You’ve barely scratched the surface of distributed tracing. While the information provided is very useful, the automatic instrumentation is shallow. Where it gets really interesting is when you add your own tracing information via the X-Ray SDK.

Troubleshoot an error

When you deploy the Bookstore, CloudFormation can complete before Neptune has fully stabilized. In that case, you might see “Network error” dialogs. If this is already happening… don’t worry! It will stop once Neptune is fully available. You can troubleshoot this problem with X-Ray.

If this is not happening to you… don’t worry!
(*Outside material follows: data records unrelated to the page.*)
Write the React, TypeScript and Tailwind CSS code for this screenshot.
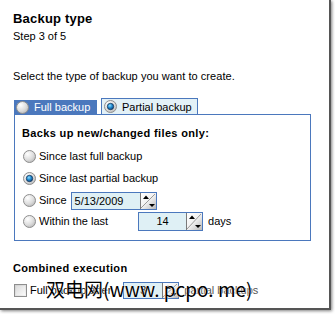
import React, { useId } from 'react';

const Radio: React.FC<{ checked?: boolean }> = ({ checked }) => {
  const id = useId().replace(/:/g, '');
  return (
    <svg width="13" height="13" viewBox="0 0 13 13" className="shrink-0">
      <defs>
        <radialGradient id={`r${id}`} cx="0.35" cy="0.3" r="0.8">
          <stop offset="0" stopColor="#ffffff" />
          <stop offset="0.6" stopColor="#dcdcdc" />
          <stop offset="1" stopColor="#b4b4b4" />
        </radialGradient>
        <radialGradient id={`d${id}`} cx="0.4" cy="0.35" r="0.7">
          <stop offset="0" stopColor="#8fdcff" />
          <stop offset="0.5" stopColor="#1f8ad0" />
          <stop offset="1" stopColor="#0a3f78" />
        </radialGradient>
      </defs>
      <circle cx="6.5" cy="6.5" r="6" fill={`url(#r${id})`} stroke="#8e8e8e" />
      {checked && <circle cx="6.5" cy="6.5" r="3.2" fill={`url(#d${id})`} stroke="#17365a" strokeWidth="0.8" />}
    </svg>
  );
};

const Spinner: React.FC<{ h: number }> = ({ h }) => {
  const id = useId().replace(/:/g, '');
  return (
    <svg width="16" height={h} viewBox={`0 0 16 ${h}`} className="shrink-0 block">
      <defs>
        <linearGradient id={`s${id}`} x1="0" y1="0" x2="1" y2="1">
          <stop offset="0" stopColor="#ffffff" />
          <stop offset="0.5" stopColor="#f2f2f2" />
          <stop offset="1" stopColor="#b8b8b8" />
        </linearGradient>
      </defs>
      <rect x="0" y="0" width="16" height={h} fill={`url(#s${id})`} />
      <line x1="0.5" y1="0" x2="0.5" y2={h} stroke="#7a7a7a" />
      <line x1="1" y1={h - 1} x2="15" y2="1" stroke="#9a9a9a" />
      <polygon points="3,6 6,2.5 9,6" fill="#000" />
      <polygon points={`9,${h - 5} 15,${h - 5} 12,${h - 2}`} fill="#000" />
    </svg>
  );
};

const Checkbox: React.FC = () => (
  <div className="w-[13px] h-[13px] border border-[#8e8e8e] bg-gradient-to-br from-[#cfcfcf] to-[#f4f4f4] p-[1px] shrink-0">
    <div className="w-full h-full bg-gradient-to-br from-[#dcdcdc] to-[#fafafa]" />
  </div>
);

export default function App() {
  return (
    <div className="relative w-[335px] h-[314px] bg-white font-['Liberation_Sans',Arial,sans-serif] text-[11px] text-black">
      <div className="w-[331px] h-[310px] bg-white border-r-2 border-b-2 border-[#555] shadow-[1px_1px_3px_rgba(0,0,0,0.5)] pt-[11px] pl-[13px]">
        <h1 className="text-[13px] leading-[16px] font-bold tracking-[0.2px]">Backup type</h1>
        <p className="mt-[2px] leading-[14px]">Step 3 of 5</p>
        <p className="mt-[26px] leading-[14px] tracking-[0.05px]">Select the type of backup you want to create.</p>

        {/* tabs */}
        <div className="mt-[15px] ml-[1px] flex items-end h-[16px]">
          <div className="w-[83px] h-[14px] bg-[#4b78bd] flex items-center pl-[2px] gap-[5px] text-white">
            <Radio />
            <span className="leading-[14px]">Full backup</span>
          </div>
          <div className="ml-[4px] w-[97px] h-[16px] bg-[#e3f1f7] border border-b-0 border-[#4b78bd] flex items-center pl-[2px] gap-[5px] relative z-10">
            <Radio checked />
            <span className="leading-[14px]">Partial backup</span>
          </div>
        </div>

        {/* panel */}
        <div className="ml-[1px] w-[297px] h-[127px] border border-[#4b78bd] pl-[8px] pt-[11px]">
          <p className="font-bold leading-[14px] -ml-[1px] tracking-[0.35px]">Backs up new/changed files only:</p>
          <div className="mt-[6px] h-[20px] flex items-center gap-[3px]">
            <Radio />
            <span>Since last full backup</span>
          </div>
          <div className="mt-[2px] h-[20px] flex items-center gap-[3px]">
            <Radio checked />
            <span>Since last partial backup</span>
          </div>
          <div className="mt-[2px] h-[21px] flex items-center gap-[3px]">
            <Radio />
            <span>Since</span>
            <div className="ml-[1px] w-[86px] h-[18px] border border-[#4b78bd] bg-[#dff0f5] flex items-center">
              <span className="flex-1 pl-[3px] leading-[16px]">5/13/2009</span>
              <Spinner h={16} />
            </div>
          </div>
          <div className="h-[21px] flex items-center gap-[3px]">
            <Radio />
            <span>Within the last</span>
            <div className="ml-[27px] w-[65px] h-[19px] border border-[#4b78bd] bg-[#dff0f5] flex items-center">
              <span className="flex-1 text-center leading-[17px]">14</span>
              <Spinner h={17} />
            </div>
            <span className="ml-[2px]">days</span>
          </div>
        </div>

        <p className="mt-[20px] font-bold leading-[14px] tracking-[0.35px]">Combined execution</p>
        <div className="mt-[7px] ml-[1px] h-[17px] flex items-center">
          <Checkbox />
          <span className="ml-[3px]">Full backup after</span>
          <div className="ml-[12px] w-[56px] h-[17px] border border-[#4b78bd] bg-[#dff0f5] flex items-center">
            <span className="flex-1 text-center leading-[15px]">3</span>
            <Spinner h={15} />
          </div>
          <span className="ml-[5px] text-[#555]">partial backups</span>
        </div>
      </div>

      {/* watermark */}
      <div className="absolute left-[46px] top-[278px] text-[19px] leading-[22px] text-black font-['Noto_Sans_CJK_SC','Liberation_Sans',sans-serif] [text-shadow:0_0_2px_#fff,0_0_1px_#fff] whitespace-nowrap">
        双电网(www. pcpo. me)
      </div>
    </div>
  );
}
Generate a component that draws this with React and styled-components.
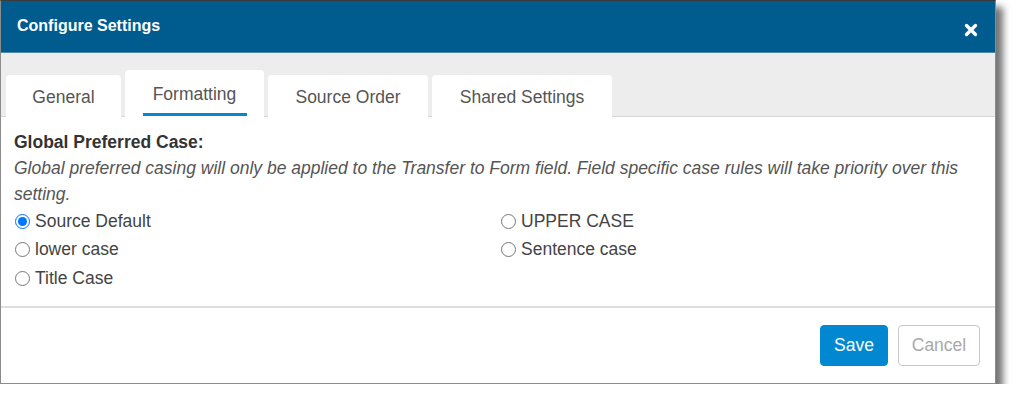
import React, { useState } from 'react';
import styled, { createGlobalStyle } from 'styled-components';

const GlobalStyle = createGlobalStyle`
  body {
    margin: 0;
    background: #ffffff;
    font-family: "Liberation Sans", Arial, sans-serif;
  }
`;

// Dialog shell
const Dialog = styled.div`
  width: 996px;
  height: 384px;
  box-sizing: border-box;
  border: 1px solid #8c8c8c;
  border-top-color: #3a3a3a;
  background: #ffffff;
  box-shadow: 7px 7px 7px rgba(0, 0, 0, 0.55);
  display: flex;
  flex-direction: column;
`;

const Header = styled.div`
  height: 52px;
  flex-shrink: 0;
  background: #005b8f;
  border-bottom: 1px solid #4f87ad;
  box-sizing: border-box;
  display: flex;
  align-items: center;
  justify-content: space-between;
  padding: 0 16px 0 16px;
`;

const Title = styled.h1`
  margin: 0;
  color: #ffffff;
  font-size: 16px;
  font-weight: bold;
  margin-top: -2px;
`;

const CloseButton = styled.button`
  border: none;
  background: none;
  padding: 0;
  width: 16px;
  height: 16px;
  display: flex;
  align-items: center;
  justify-content: center;
  margin-top: 6px;
  cursor: pointer;
`;

// Tabs
const TabBar = styled.div`
  height: 64px;
  flex-shrink: 0;
  background: #ededed;
  border-bottom: 1px solid #d6d6d6;
  box-sizing: border-box;
  display: flex;
  align-items: flex-end;
  gap: 4px;
  padding-left: 5px;
`;

const Tab = styled.button`
  position: relative;
  border: none;
  background: #ffffff;
  border-radius: 4px 4px 0 0;
  margin-bottom: -1px;
  height: ${(p) => (p.$active ? '47px' : '42px')};
  width: ${(p) => p.$width}px;
  padding: ${(p) => (p.$active ? '1px 0 0' : '3px 0 0')};
  font-family: inherit;
  font-size: 17.5px;
  color: #555555;
  cursor: pointer;

  &::after {
    content: '';
    display: ${(p) => (p.$active ? 'block' : 'none')};
    position: absolute;
    left: 18px;
    right: 17px;
    bottom: 1px;
    height: 3px;
    background: #0288d1;
  }
`;

// Content
const Body = styled.div`
  flex: 1;
  padding: 12px 13px 0;
  color: #333333;
`;

const Heading = styled.div`
  font-size: 17.5px;
  font-weight: bold;
  line-height: 26px;
  color: #333333;
`;

const Note = styled.p`
  margin: 0;
  font-size: 17.5px;
  font-style: italic;
  line-height: 26px;
  color: #555555;
`;

const Options = styled.div`
  display: grid;
  grid-template-columns: 486px 1fr;
  grid-auto-flow: column;
  grid-template-rows: repeat(3, 28.5px);
`;

const OptionLabel = styled.label`
  display: flex;
  align-items: center;
  gap: 5px;
  font-size: 17.5px;
  color: #444444;
  cursor: pointer;
`;

const Radio = styled.input`
  width: 15px;
  height: 15px;
  margin: 0 0 0 1px;
`;

// Footer
const Footer = styled.div`
  height: 77px;
  flex-shrink: 0;
  border-top: 2px solid #dedede;
  box-sizing: border-box;
  display: flex;
  align-items: center;
  justify-content: flex-end;
  gap: 10px;
  padding: 0 15px 0 0;
`;

const Button = styled.button`
  height: 41px;
  padding: 0;
  border-radius: 4px;
  font-family: inherit;
  font-size: 17.5px;
  cursor: pointer;
  border: 1px solid ${(p) => (p.$primary ? '#0288d1' : '#c8c8c8')};
  background: ${(p) => (p.$primary ? '#0288d1' : '#ffffff')};
  color: ${(p) => (p.$primary ? '#ffffff' : '#a9a9a9')};
  width: ${(p) => p.$width}px;
`;

const tabs = [
  { label: 'General', width: 115 },
  { label: 'Formatting', width: 139 },
  { label: 'Source Order', width: 160 },
  { label: 'Shared Settings', width: 180 },
];

const options = [
  'Source Default',
  'lower case',
  'Title Case',
  'UPPER CASE',
  'Sentence case',
];

const App = () => {
  const [activeTab, setActiveTab] = useState('Formatting');
  const [casing, setCasing] = useState('Source Default');

  return (
    <>
      <GlobalStyle />
      <Dialog>
        <Header>
          <Title>Configure Settings</Title>
          <CloseButton aria-label="Close">
            <svg width="14" height="14" viewBox="0 0 14 14">
              <path d="M2.5 2.5 L11.5 11.5 M11.5 2.5 L2.5 11.5" stroke="#ffffff" strokeWidth="3.4" strokeLinecap="round" />
            </svg>
          </CloseButton>
        </Header>
        <TabBar>
          {tabs.map((t) => (
            <Tab
              key={t.label}
              $width={t.width}
              $active={activeTab === t.label}
              onClick={() => setActiveTab(t.label)}
            >
              {t.label}
            </Tab>
          ))}
        </TabBar>
        <Body>
          <Heading>Global Preferred Case:</Heading>
          <Note>
            Global preferred casing will only be applied to the Transfer to Form field. Field specific case rules will take priority over this setting.
          </Note>
          <Options>
            {options.map((o) => (
              <OptionLabel key={o}>
                <Radio
                  type="radio"
                  name="casing"
                  checked={casing === o}
                  onChange={() => setCasing(o)}
                />
                {o}
              </OptionLabel>
            ))}
          </Options>
        </Body>
        <Footer>
          <Button $primary $width={68}>Save</Button>
          <Button $width={82}>Cancel</Button>
        </Footer>
      </Dialog>
    </>
  );
};

export default App;
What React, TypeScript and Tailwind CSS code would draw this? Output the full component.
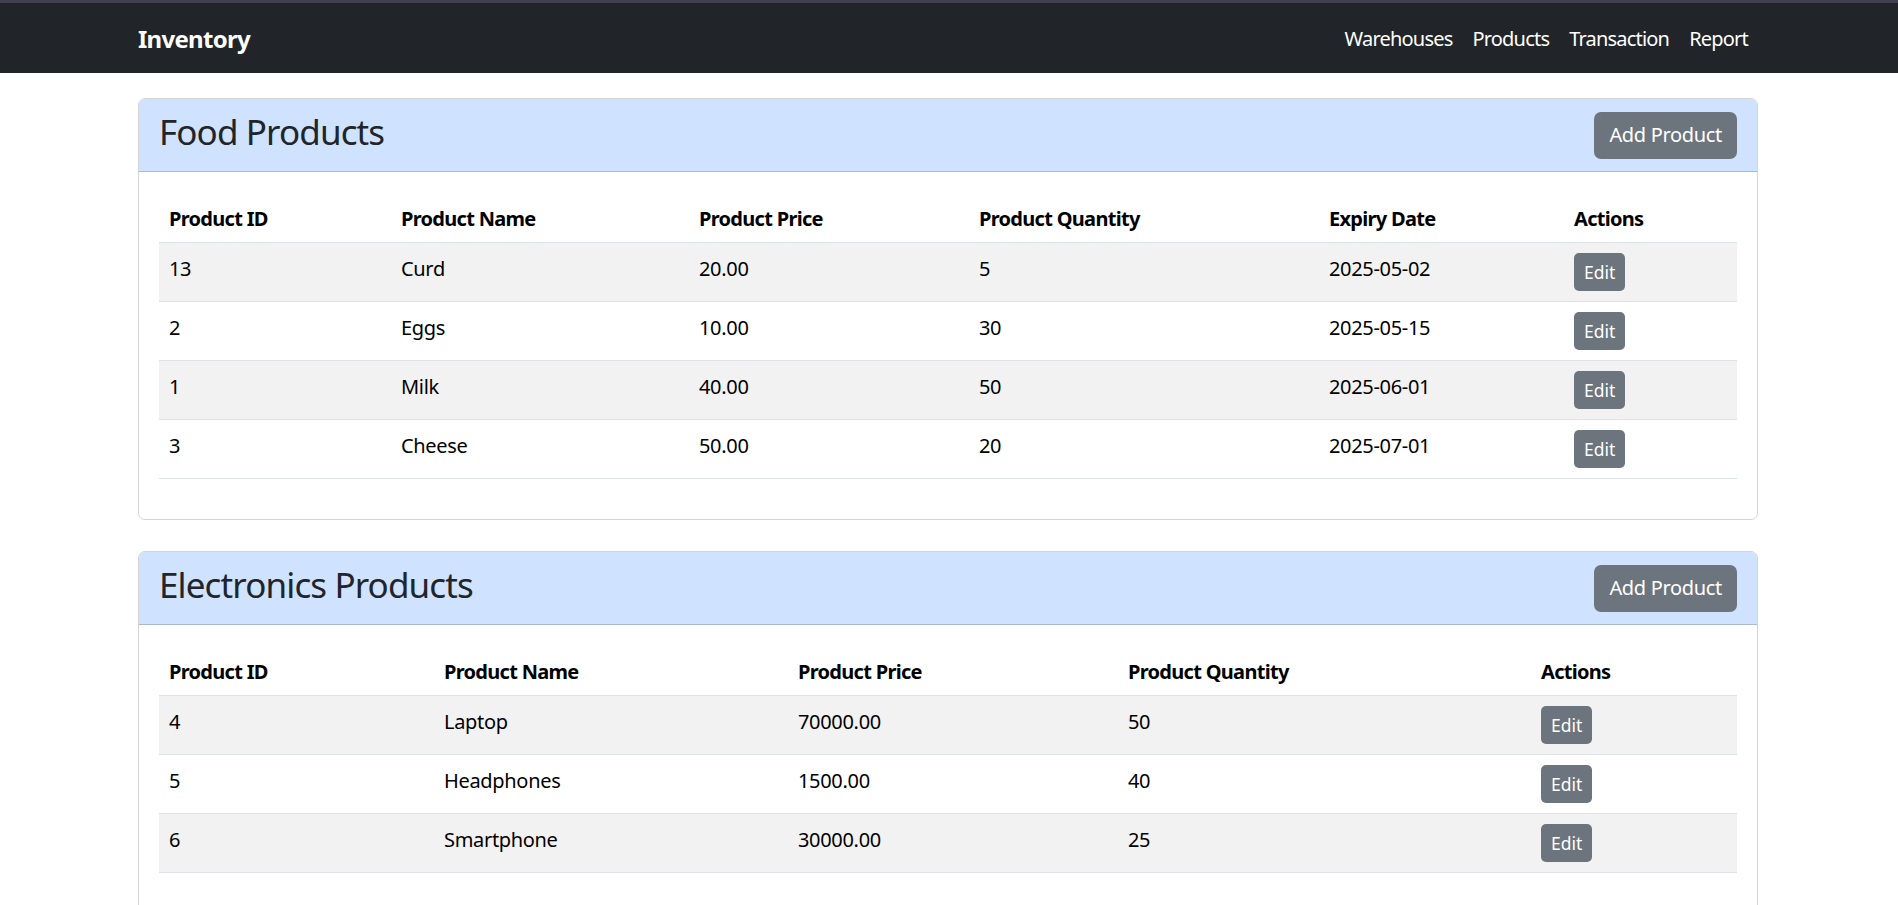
import React from 'react';

interface Column {
  label: string;
  width: string;
}

interface Product {
  id: number;
  name: string;
  price: string;
  qty: number;
  expiry?: string;
}

const foodColumns: Column[] = [
  { label: 'Product ID', width: 'w-[232px]' },
  { label: 'Product Name', width: 'w-[298px]' },
  { label: 'Product Price', width: 'w-[280px]' },
  { label: 'Product Quantity', width: 'w-[350px]' },
  { label: 'Expiry Date', width: 'w-[245px]' },
  { label: 'Actions', width: 'w-[173px]' },
];

const electronicsColumns: Column[] = [
  { label: 'Product ID', width: 'w-[275px]' },
  { label: 'Product Name', width: 'w-[354px]' },
  { label: 'Product Price', width: 'w-[330px]' },
  { label: 'Product Quantity', width: 'w-[413px]' },
  { label: 'Actions', width: 'w-[206px]' },
];

const foodProducts: Product[] = [
  { id: 13, name: 'Curd', price: '20.00', qty: 5, expiry: '2025-05-02' },
  { id: 2, name: 'Eggs', price: '10.00', qty: 30, expiry: '2025-05-15' },
  { id: 1, name: 'Milk', price: '40.00', qty: 50, expiry: '2025-06-01' },
  { id: 3, name: 'Cheese', price: '50.00', qty: 20, expiry: '2025-07-01' },
];

const electronicsProducts: Product[] = [
  { id: 4, name: 'Laptop', price: '70000.00', qty: 50 },
  { id: 5, name: 'Headphones', price: '1500.00', qty: 40 },
  { id: 6, name: 'Smartphone', price: '30000.00', qty: 25 },
];

function Navbar() {
  return (
    <div>
      <div className="h-[3px] bg-[#433f50]" />
      <nav className="h-[70px] bg-[#212529]">
        <div className="ml-[138px] flex h-full w-[1620px] items-center justify-between">
          <a className="text-[24px] font-bold leading-[37px] tracking-[-0.03em] text-white">Inventory</a>
          <div className="flex items-center pt-[2px]">
            {['Warehouses', 'Products', 'Transaction', 'Report'].map(l => (
              <a key={l} className="px-[10px] text-[20px] leading-[30px] tracking-[-0.04em] text-white">
                {l}
              </a>
            ))}
          </div>
        </div>
      </nav>
    </div>
  );
}

function ProductCard({ title, columns, products, showExpiry }: { title: string; columns: Column[]; products: Product[]; showExpiry: boolean }) {
  const cell = 'px-[10px] pt-[11px] pb-[9px] align-top text-[20px] leading-[30px]';
  return (
    <div className="overflow-hidden rounded-[7px] border border-[#d4d4d4] bg-white">
      <div className="flex h-[73px] items-center justify-between border-b border-[#abb9d0] bg-[#cfe2ff] px-[20px]">
        <h2 className="mb-[7px] text-[35px] leading-[44px] tracking-[-0.025em] text-[#212529]">{title}</h2>
        <button className="h-[47px] rounded-[7px] bg-[#6c757d] px-[15px] text-[20px] leading-[30px] text-white">
          Add Product
        </button>
      </div>
      <div className="p-[20px]">
        <table className="mb-[20px] w-full table-fixed border-collapse text-left text-black">
          <thead>
            <tr className="border-b border-[#dee2e6]">
              {columns.map(c => (
                <th
                  key={c.label}
                  className={`${c.width} px-[10px] pt-[12px] pb-[8px] align-top text-[20px] font-bold leading-[30px] tracking-[-0.035em]`}>
                  {c.label}
                </th>
              ))}
            </tr>
          </thead>
          <tbody>
            {products.map((p, i) => (
              <tr key={p.id} className={`border-b border-[#dee2e6] ${i % 2 === 0 ? 'bg-[#f2f2f2]' : 'bg-white'}`}>
                <td className={cell}>{p.id}</td>
                <td className={cell}>{p.name}</td>
                <td className={cell}>{p.price}</td>
                <td className={cell}>{p.qty}</td>
                {showExpiry && <td className={cell}>{p.expiry}</td>}
                <td className="px-[10px] py-[10px] align-top">
                  <button className="block h-[38px] rounded-[5px] bg-[#6c757d] px-[10px] text-[17.5px] leading-[26px] tracking-normal text-white">
                    Edit
                  </button>
                </td>
              </tr>
            ))}
          </tbody>
        </table>
      </div>
    </div>
  );
}

export default function App() {
  return (
    <div className="min-h-screen bg-white font-['Segoe_UI','Noto_Sans',sans-serif] tracking-[-0.02em] text-[#212529]">
      <Navbar />
      <main className="ml-[138px] flex w-[1620px] flex-col gap-[31px] pt-[25px]">
        <ProductCard title="Food Products" columns={foodColumns} products={foodProducts} showExpiry={true} />
        <ProductCard title="Electronics Products" columns={electronicsColumns} products={electronicsProducts} showExpiry={false} />
      </main>
    </div>
  );
}
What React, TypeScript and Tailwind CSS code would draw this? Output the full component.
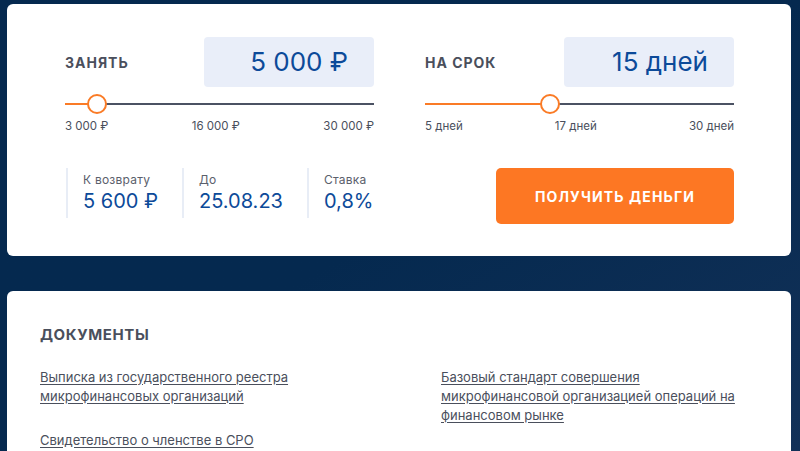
import type { ReactNode } from 'react';

const FONT = { fontFamily: 'Inter, "Noto Sans", sans-serif' };

function Slider({ percent }: { percent: number }) {
  return (
    <div className="relative h-5 flex items-center">
      <div className="h-[2px] w-full bg-[#4b5263]" />
      <div
        className="absolute left-0 top-[9px] h-[2px] bg-[#fa7b26]"
        style={{ width: `${percent}%` }}
      />
      <div
        className="absolute top-0 w-5 h-5 -ml-2.5 rounded-full border-2 border-[#fa7b26] bg-white"
        style={{ left: `${percent}%` }}
      />
    </div>
  );
}

function Picker({
  label,
  value,
  percent,
  ticks,
}: {
  label: string;
  value: string;
  percent: number;
  ticks: [string, string, string];
}) {
  return (
    <div className="w-[309px]">
      <div className="flex items-center justify-between">
        <span className="text-[14px] font-bold tracking-[0.07em] text-[#4a4f5c]">{label}</span>
        <div className="w-[170px] h-[50px] rounded-[4px] bg-[#e9eef9] flex items-center justify-end pr-[26px]">
          <span className="text-[26px] leading-none text-[#0c4a99]">{value}</span>
        </div>
      </div>
      <div className="mt-[7px]">
        <Slider percent={percent} />
      </div>
      <div className="mt-[4px] flex justify-between text-[11.5px] text-[#4a4f5c]">
        <span>{ticks[0]}</span>
        <span>{ticks[1]}</span>
        <span>{ticks[2]}</span>
      </div>
    </div>
  );
}

function Stat({ label, children }: { label: string; children: ReactNode }) {
  return (
    <div className="border-l-2 border-[#e8edf6] pl-[15px] h-[50px] flex flex-col justify-center">
      <div className="text-[12px] leading-[16px] text-[#5b606c] tracking-[0.02em]">{label}</div>
      <div className="text-[20px] leading-[26px] text-[#0c4a99]">{children}</div>
    </div>
  );
}

function DocLink({ children }: { children: ReactNode }) {
  return (
    <a className="block text-[13px] leading-[19px] text-[#4a4f5c] underline underline-offset-2 decoration-[#4a4f5c]">
      {children}
    </a>
  );
}

export default function App() {
  return (
    <div
      className="w-[800px] h-[451px] overflow-hidden bg-gradient-to-br from-[#05294f] via-[#05294f] to-[#123158] pl-[7px] pr-[9px] pt-[4px]"
      style={FONT}
    >
      <div className="bg-white rounded-[6px] h-[252px] pl-[58px] pr-[57px] pt-[33px]">
        <div className="flex justify-between">
          <Picker
            label="ЗАНЯТЬ"
            value="5 000 ₽"
            percent={10.4}
            ticks={['3 000 ₽', '16 000 ₽', '30 000 ₽']}
          />
          <Picker
            label="НА СРОК"
            value="15 дней"
            percent={40.5}
            ticks={['5 дней', '17 дней', '30 дней']}
          />
        </div>
        <div className="mt-[33px] flex items-start justify-between">
          <div className="flex ml-[1px]">
            <div className="w-[116px]">
              <Stat label="К возврату">5 600 ₽</Stat>
            </div>
            <div className="w-[125px]">
              <Stat label="До">25.08.23</Stat>
            </div>
            <div className="w-[120px]">
              <Stat label="Ставка">0,8%</Stat>
            </div>
          </div>
          <button
            type="button"
            className="w-[238px] h-[56px] rounded-[5px] bg-[#fd7723] text-white text-[14px] font-bold tracking-[0.08em]"
          >
            ПОЛУЧИТЬ ДЕНЬГИ
          </button>
        </div>
      </div>

      <div className="mt-[35px] bg-white rounded-[6px] h-[200px] pl-[33px] pt-[33px]">
        <h2 className="text-[15px] font-bold tracking-[0.04em] text-[#4a4f5c]">ДОКУМЕНТЫ</h2>
        <div className="mt-[21px] grid grid-cols-[401px_300px]">
          <div className="flex flex-col gap-[25px]">
            <DocLink>
              Выписка из государственного реестра
              <br />
              микрофинансовых организаций
            </DocLink>
            <DocLink>Свидетельство о членстве в СРО</DocLink>
          </div>
          <div>
            <DocLink>
              Базовый стандарт совершения
              <br />
              микрофинансовой организацией операций на
              <br />
              финансовом рынке
            </DocLink>
          </div>
        </div>
      </div>
    </div>
  );
}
You’ll simulate that issue now.

  1. Navigate to the Lambda console.
  2. Type books-GetRecommendations in the Functions text box.
  3. Click books-GetRecommendations.
  4. Scroll down to the code editor and locate the response = {... specification.
  5. Just before that, add the following code:

        raise Exception("Oops")
    
  6. Save the function.

  7. Return to the Bookstore home page, and reload the page. You will receive an error dialog.

  8. Reload the page several more times.

  9. Go to the X-Ray console, Service map.

  10. You should see that the green circle around the Client now has a small red bar.

  11. Click the <project name>-Bookstore/prod node in the graph.

  12. Click Analyze traces.

    X-Ray service map showing 500 errors

  13. Scroll down to the HTTP STATUS CODE section.

  14. Click the row for status code 502.

  15. Scroll to Trace list at the bottom of the page. By inspection, you can see that the problem is with the recommendations API.

  16. Click one of the traces to see the details. You can see that the call to <project name>-GetRecommendations has a status code of 502, and the Lambda duration is pending.

    X-Ray trace details page showing a trace with a timeout

  17. You can click the yellow triangle to see the raw details of the error.

  18. Before continuing to the next section, remove the Exception from the GetRecommendations function and save it.